EXERCISE TASK :: Extract all lines that hold the string "Tailwind".

EXCERPTED DATA ::
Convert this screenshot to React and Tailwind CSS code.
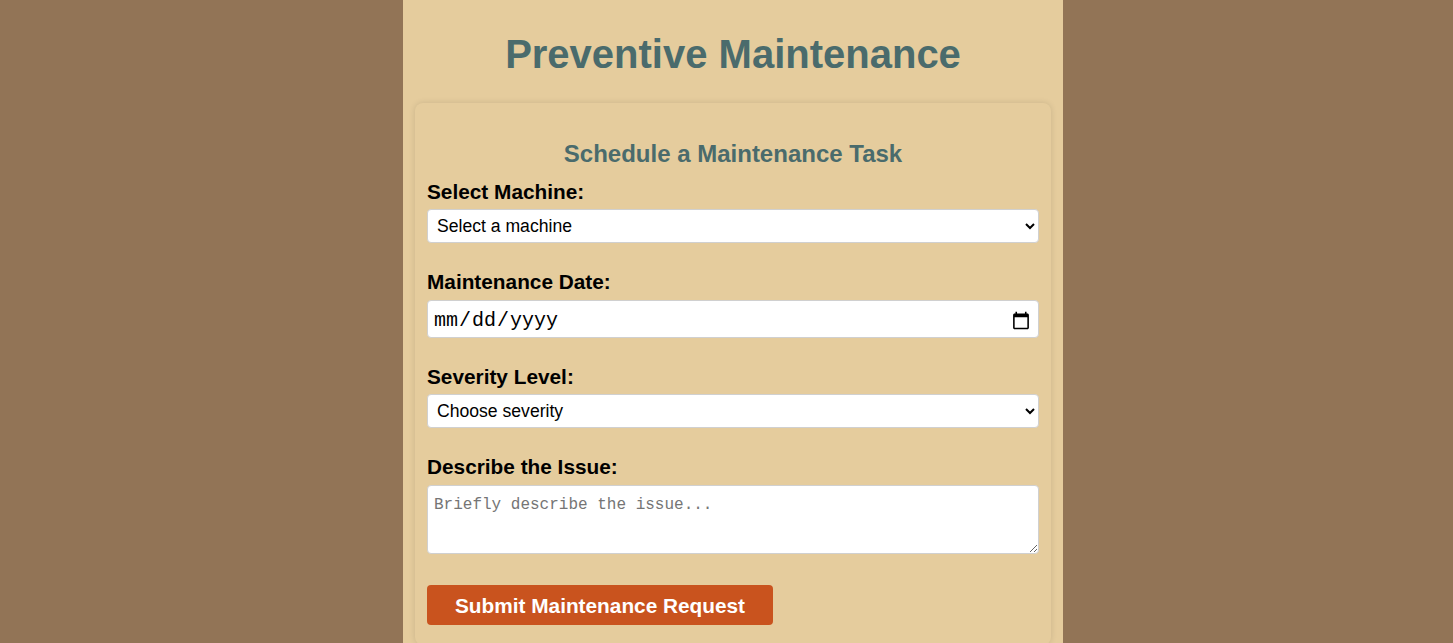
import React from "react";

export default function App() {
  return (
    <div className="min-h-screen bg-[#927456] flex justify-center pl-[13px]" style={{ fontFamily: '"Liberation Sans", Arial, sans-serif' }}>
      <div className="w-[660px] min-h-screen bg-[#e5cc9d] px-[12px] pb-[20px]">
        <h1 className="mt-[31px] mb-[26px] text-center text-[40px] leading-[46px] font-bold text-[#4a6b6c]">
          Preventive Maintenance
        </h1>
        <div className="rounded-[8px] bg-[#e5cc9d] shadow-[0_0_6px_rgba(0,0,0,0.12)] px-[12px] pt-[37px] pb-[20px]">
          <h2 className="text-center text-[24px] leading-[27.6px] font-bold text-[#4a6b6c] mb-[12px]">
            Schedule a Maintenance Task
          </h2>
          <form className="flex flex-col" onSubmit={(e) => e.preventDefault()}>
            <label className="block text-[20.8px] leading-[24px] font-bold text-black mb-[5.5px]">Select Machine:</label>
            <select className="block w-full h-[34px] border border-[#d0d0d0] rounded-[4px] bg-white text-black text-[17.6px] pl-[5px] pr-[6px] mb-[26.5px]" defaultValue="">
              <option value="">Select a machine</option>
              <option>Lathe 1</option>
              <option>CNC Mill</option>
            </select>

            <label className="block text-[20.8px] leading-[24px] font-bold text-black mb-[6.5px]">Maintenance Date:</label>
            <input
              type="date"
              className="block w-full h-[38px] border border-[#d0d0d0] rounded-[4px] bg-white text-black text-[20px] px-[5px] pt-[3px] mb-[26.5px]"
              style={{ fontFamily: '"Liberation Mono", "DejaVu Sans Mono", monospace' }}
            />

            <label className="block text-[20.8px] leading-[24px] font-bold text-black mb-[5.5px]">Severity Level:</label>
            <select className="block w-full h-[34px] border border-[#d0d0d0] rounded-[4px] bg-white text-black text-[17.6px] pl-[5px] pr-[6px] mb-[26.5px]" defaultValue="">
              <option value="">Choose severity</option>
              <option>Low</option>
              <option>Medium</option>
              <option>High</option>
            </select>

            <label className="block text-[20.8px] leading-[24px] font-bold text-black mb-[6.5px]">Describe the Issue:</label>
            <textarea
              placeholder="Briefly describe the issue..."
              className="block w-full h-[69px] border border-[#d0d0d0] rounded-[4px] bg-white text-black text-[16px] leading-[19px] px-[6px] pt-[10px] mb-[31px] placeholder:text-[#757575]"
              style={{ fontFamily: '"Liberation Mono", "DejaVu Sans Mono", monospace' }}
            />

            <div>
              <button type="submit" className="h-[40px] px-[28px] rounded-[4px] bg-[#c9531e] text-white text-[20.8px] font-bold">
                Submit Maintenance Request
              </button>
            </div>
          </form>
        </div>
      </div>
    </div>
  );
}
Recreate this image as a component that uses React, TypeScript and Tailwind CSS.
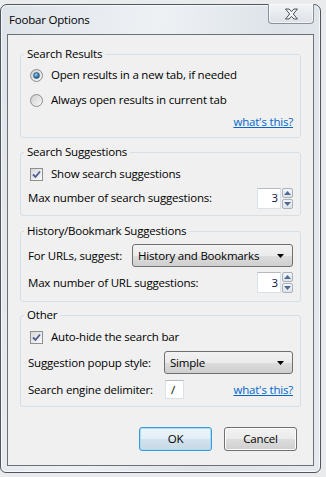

REPLY ::
Convert this screenshot to React and Tailwind CSS code.
Recreate this image as a component that uses React, TypeScript and Tailwind CSS.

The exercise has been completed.